Periods Usually Return Quickly After D&C

stirrups in gynecology office with woman in background
Stock4B/Getty Images

Most women will have their menstrual cycles return somewhere between two and six weeks after a D&C or vacuum aspiration. But the exact length of time for return of period after D&C will vary by the person, of course, and possibly by how far along the pregnancy was at the time of the miscarriage (hormone levels return to normal more quickly after an early miscarriage than they do after a later miscarriage).

If it's been more than eight weeks since your D&C and you haven't yet had a period, tell your physician. Most likely, there isn't a serious problem, but a small number of women will develop intrauterine adhesions or scarring following D&C--with the highest risk being in women who have had more than one D&C. Scarring in the uterus, or Asherman's syndrome, can cause future fertility problems if not treated, so your physician may want to rule out the condition to be on the safe side. Don't be afraid to seek a second opinion if you feel you need to.
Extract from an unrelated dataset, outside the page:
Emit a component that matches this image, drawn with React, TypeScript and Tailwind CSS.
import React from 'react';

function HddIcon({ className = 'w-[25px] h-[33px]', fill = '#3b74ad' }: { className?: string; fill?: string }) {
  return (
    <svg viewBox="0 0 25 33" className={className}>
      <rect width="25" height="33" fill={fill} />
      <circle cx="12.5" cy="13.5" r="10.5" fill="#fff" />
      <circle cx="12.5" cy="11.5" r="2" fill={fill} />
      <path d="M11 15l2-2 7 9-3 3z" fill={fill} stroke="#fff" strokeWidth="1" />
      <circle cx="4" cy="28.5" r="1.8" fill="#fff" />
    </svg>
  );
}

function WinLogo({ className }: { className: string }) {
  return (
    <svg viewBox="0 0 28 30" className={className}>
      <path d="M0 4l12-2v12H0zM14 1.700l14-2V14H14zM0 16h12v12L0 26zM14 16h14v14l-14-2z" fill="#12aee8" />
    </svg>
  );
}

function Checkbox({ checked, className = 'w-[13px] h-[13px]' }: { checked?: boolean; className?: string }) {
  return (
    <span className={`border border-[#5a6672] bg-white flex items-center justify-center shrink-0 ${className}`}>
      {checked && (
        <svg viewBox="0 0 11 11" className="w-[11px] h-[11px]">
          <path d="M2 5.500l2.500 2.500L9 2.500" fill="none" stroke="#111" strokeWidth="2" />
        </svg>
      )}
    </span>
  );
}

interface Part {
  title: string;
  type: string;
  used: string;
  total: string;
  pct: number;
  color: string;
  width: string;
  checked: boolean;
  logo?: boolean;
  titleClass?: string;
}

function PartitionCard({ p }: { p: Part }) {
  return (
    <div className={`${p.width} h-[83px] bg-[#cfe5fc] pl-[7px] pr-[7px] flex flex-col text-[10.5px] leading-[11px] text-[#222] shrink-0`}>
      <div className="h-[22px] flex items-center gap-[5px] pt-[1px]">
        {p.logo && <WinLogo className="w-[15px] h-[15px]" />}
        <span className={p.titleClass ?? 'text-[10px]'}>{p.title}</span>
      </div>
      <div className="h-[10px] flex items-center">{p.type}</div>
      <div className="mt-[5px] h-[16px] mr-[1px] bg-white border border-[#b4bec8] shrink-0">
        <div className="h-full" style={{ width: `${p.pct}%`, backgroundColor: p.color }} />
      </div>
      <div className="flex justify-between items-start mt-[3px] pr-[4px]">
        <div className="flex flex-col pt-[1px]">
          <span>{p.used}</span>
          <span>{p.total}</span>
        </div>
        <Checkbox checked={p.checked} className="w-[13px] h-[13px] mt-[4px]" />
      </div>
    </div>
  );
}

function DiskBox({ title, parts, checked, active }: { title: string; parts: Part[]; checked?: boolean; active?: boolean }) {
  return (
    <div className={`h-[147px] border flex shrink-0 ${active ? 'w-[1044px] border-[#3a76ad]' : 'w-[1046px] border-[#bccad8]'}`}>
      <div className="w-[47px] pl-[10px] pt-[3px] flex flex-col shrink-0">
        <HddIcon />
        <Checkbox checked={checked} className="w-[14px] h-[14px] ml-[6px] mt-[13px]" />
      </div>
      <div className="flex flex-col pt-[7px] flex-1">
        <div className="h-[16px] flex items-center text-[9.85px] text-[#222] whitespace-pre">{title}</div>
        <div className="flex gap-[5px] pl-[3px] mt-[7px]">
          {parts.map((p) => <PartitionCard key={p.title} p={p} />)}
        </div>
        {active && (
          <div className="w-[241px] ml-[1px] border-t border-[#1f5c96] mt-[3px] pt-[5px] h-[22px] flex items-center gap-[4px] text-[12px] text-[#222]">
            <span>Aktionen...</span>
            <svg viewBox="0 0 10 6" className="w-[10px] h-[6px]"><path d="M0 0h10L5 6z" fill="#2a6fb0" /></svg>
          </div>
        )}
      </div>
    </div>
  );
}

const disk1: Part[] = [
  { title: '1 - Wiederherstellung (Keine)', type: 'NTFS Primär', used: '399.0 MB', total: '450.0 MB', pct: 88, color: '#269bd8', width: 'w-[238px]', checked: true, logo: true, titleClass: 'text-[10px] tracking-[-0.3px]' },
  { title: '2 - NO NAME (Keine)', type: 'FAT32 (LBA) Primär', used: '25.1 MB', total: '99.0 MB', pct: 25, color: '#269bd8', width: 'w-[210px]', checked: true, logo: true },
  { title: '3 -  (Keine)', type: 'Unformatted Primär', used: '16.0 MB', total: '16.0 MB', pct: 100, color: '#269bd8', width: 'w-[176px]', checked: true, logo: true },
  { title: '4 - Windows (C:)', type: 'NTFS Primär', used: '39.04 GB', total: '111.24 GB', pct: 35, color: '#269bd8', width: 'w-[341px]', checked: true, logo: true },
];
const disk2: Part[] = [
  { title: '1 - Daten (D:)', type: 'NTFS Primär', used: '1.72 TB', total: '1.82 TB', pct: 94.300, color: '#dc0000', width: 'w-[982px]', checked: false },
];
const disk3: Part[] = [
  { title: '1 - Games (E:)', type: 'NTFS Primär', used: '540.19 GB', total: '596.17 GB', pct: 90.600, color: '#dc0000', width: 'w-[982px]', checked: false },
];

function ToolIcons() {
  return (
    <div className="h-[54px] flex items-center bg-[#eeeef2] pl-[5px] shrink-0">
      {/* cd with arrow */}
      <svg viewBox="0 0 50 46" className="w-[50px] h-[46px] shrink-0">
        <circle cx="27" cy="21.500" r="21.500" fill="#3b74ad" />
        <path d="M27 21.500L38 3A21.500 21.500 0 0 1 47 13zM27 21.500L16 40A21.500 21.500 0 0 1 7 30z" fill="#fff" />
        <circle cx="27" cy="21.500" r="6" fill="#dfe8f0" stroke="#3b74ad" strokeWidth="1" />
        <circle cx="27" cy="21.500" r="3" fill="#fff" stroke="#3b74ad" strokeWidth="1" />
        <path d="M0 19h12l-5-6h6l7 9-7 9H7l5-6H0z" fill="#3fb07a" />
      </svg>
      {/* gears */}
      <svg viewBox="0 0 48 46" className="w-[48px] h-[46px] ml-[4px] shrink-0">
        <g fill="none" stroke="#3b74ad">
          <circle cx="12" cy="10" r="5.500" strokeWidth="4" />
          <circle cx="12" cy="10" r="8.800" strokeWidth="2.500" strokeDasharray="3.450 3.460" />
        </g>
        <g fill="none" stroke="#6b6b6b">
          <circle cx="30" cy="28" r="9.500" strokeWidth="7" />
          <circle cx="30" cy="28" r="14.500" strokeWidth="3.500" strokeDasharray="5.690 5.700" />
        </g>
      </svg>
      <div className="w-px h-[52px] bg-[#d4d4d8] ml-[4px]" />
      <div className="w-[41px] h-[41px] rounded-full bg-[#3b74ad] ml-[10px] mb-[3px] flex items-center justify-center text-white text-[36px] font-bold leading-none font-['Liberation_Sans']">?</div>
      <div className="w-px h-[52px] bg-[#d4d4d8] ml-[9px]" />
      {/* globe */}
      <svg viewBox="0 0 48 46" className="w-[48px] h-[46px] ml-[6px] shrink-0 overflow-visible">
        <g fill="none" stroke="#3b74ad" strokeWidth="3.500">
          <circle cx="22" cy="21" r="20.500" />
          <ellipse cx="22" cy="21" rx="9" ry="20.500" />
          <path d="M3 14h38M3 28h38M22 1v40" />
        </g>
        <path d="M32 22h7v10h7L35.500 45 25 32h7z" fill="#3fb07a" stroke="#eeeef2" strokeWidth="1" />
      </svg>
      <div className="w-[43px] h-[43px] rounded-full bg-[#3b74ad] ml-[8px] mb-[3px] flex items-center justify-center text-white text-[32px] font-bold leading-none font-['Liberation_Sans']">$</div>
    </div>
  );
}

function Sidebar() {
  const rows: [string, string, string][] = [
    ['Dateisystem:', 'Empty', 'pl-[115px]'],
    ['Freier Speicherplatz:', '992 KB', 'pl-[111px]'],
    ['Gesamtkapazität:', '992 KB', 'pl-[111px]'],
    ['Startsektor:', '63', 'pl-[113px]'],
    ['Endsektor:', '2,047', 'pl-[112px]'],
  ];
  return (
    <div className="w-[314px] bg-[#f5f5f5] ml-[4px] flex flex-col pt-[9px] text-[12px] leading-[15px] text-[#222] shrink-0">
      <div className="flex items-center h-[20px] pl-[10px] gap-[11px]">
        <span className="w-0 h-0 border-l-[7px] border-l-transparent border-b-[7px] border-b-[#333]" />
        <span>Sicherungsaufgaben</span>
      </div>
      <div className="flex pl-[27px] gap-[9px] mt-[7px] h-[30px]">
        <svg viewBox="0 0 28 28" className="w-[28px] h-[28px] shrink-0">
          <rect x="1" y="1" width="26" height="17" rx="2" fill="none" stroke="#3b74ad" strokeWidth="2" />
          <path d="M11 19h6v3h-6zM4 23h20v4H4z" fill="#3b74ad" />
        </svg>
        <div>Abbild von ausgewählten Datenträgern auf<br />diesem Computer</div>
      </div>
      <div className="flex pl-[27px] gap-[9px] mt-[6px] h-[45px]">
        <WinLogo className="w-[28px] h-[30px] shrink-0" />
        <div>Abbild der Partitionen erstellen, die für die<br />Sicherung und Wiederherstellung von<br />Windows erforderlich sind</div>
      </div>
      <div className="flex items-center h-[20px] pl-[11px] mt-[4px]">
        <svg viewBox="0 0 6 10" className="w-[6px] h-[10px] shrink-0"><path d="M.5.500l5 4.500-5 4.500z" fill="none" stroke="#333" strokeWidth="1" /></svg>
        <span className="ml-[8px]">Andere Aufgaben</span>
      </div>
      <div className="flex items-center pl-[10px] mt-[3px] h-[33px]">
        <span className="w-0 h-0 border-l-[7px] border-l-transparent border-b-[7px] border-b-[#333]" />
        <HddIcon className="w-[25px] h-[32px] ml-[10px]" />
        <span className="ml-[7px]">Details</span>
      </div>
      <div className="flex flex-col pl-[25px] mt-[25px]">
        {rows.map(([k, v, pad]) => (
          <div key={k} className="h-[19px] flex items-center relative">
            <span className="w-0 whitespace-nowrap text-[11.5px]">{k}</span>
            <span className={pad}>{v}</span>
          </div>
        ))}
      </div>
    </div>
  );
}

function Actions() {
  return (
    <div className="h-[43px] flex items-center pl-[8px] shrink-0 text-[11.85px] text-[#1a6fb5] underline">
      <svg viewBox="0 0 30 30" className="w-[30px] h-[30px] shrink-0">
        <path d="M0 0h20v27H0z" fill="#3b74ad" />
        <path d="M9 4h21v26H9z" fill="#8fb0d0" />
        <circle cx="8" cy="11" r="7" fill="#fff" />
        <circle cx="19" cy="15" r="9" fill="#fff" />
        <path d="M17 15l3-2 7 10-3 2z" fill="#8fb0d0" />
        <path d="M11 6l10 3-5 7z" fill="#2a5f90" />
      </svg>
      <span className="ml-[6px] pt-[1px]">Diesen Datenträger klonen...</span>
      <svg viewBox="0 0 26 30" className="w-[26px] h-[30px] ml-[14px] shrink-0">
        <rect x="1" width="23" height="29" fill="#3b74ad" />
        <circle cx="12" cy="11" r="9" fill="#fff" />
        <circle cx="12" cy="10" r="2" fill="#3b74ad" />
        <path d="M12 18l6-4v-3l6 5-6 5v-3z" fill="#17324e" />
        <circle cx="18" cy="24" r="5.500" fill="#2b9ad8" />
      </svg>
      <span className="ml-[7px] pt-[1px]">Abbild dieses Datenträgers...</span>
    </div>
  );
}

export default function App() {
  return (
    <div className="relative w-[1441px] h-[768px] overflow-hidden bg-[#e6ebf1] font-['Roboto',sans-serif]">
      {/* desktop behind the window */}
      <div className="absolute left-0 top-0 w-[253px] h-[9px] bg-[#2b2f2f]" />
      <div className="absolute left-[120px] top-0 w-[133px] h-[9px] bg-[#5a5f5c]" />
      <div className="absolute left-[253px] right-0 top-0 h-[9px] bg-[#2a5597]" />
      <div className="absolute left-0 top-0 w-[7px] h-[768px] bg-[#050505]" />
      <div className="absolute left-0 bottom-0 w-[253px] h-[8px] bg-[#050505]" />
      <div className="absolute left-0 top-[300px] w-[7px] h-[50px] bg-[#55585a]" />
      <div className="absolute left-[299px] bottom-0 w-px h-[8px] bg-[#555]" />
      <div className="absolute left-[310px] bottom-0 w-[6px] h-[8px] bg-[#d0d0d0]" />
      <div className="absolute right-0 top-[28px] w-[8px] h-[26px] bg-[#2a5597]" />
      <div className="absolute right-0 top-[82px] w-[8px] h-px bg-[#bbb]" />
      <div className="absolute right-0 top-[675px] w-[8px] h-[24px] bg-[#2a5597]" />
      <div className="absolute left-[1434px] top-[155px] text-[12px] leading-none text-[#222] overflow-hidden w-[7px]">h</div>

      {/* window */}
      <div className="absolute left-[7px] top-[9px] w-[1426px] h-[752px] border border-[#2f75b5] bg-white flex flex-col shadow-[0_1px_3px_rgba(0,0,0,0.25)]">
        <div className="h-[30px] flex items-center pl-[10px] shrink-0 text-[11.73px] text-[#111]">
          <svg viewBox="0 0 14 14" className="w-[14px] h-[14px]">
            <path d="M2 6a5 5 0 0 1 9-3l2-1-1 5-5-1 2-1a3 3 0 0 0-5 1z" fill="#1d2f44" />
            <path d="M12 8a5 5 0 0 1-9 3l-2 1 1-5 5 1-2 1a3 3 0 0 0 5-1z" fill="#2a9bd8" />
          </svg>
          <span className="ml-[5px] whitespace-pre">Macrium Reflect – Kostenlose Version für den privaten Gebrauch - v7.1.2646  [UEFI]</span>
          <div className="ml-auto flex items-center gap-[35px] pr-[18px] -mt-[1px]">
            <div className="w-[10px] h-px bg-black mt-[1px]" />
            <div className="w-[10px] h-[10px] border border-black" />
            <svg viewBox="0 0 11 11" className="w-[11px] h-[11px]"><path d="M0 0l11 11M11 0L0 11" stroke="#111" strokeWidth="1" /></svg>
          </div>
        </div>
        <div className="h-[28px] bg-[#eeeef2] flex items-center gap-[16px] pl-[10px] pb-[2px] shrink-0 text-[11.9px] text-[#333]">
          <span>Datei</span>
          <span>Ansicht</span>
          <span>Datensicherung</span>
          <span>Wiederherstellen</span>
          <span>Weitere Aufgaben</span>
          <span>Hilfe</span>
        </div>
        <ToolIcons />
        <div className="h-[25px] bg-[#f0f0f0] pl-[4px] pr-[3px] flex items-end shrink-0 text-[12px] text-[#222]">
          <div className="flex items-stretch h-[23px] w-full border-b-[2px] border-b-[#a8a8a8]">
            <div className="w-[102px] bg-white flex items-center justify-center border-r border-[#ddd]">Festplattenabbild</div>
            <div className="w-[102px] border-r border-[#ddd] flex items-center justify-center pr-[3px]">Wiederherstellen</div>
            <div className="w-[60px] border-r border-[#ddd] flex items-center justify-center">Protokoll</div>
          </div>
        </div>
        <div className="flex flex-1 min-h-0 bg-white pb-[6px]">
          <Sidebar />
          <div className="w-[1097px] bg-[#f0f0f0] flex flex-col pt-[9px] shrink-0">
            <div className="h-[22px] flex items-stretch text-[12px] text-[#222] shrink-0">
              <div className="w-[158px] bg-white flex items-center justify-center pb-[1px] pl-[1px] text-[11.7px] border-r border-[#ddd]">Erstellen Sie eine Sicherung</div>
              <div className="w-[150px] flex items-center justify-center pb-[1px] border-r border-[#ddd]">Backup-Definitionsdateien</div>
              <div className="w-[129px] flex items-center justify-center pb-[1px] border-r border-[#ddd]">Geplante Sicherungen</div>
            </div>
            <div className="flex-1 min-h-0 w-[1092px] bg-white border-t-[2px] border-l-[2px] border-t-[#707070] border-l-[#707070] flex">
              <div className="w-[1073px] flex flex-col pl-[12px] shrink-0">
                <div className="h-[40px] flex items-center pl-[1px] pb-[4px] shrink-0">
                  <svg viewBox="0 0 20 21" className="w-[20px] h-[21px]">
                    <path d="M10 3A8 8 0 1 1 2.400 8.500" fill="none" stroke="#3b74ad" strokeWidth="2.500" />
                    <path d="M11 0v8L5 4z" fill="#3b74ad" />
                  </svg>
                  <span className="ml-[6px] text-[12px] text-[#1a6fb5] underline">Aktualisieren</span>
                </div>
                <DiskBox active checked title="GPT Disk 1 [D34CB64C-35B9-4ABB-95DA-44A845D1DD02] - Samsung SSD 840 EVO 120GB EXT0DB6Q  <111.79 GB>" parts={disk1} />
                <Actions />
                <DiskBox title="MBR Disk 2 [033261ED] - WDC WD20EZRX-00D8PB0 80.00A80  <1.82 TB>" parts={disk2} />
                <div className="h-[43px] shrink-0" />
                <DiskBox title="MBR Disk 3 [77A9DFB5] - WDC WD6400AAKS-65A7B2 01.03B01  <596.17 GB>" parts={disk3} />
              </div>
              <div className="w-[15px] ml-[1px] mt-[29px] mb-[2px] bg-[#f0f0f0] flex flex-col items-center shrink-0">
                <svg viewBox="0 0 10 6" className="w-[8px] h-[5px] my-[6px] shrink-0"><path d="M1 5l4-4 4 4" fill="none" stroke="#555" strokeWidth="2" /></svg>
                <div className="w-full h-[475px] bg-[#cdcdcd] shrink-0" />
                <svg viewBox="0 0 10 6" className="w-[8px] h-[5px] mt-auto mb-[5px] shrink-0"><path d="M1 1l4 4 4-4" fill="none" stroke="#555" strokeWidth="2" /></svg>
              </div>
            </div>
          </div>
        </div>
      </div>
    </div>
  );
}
A slow-to-return menstrual period can be frustrating, especially if you're hoping to begin trying again for a new pregnancy, but the good news is that most research has shown that future fertility is roughly the same following all three miscarriage management methods--so once your period does return, chances are that you shouldn't be at any higher risk for future problems.

What's a D&C?

Dilation and curettage or D&C is a procedure performed by an OB-GYN in the operating room, wherein the physician opens the cervix using either medications or instruments to gain access to the uterus. D&C is typically performed to clear the uterus of any retained products of conception, like after a miscarriage, and the physician uses a curette to clear the uterus.

The curette can be either a sharpened instrument or use vacuums. D&C can also be performed to treat heavy bleeding.

What Are the Risks of D&C?

When performed by a knowledgeable and experienced clinician, D&C usually poses limited risks to the patient. However, there can be risks associated with D&C including the following:

  • cervical damage
  • perforation of the uterus
  • infection
  • scar tissue

If after a D&C you experience pain, cramping, heavy bleeding that won't stop or foul-smelling discharge, call your OB-GYN immediately. These symptoms could indicate that you are experiencing complication related to D&C, and you need prompt medical attention and treatment.

What Is Asherman's Syndrome?

Sometimes after D&C or other invasive medical procedures or surgeries, adhesions can form. Adhesions are areas of scar tissue where membranes adhere or stick to one another after they've been cut. Asherman's syndrome refers to adhesions in the uterus that can prevent a woman from having a normal period or result in recurrent miscarriage.

The adhesions involved in Asherman's syndrome can also result in pain.

Treatment options exist for Asherman's syndrome. Specifically, adhesions can be removed by means of surgery (lysis). Sometimes these adhesions return, and estrogen can be given to prevent the recurrence of Asherman's syndrome.

Sources:

D&C Procedure After a Miscarriage. American Pregnancy Association. Accessed: Jun 2010.

Patient information: Dilation and curettage (D and C). UpToDate. Accessed: Jun 2010.

Smith, Lindsay FP, Paul D Ewings, Catherine Quinla. "Incidence of pregnancy after expectant, medical, or surgical management of spontaneous first trimester miscarriage: long term follow-up of miscarriage treatment (MIST) randomised controlled trial." BMJ 2009;339:b3827.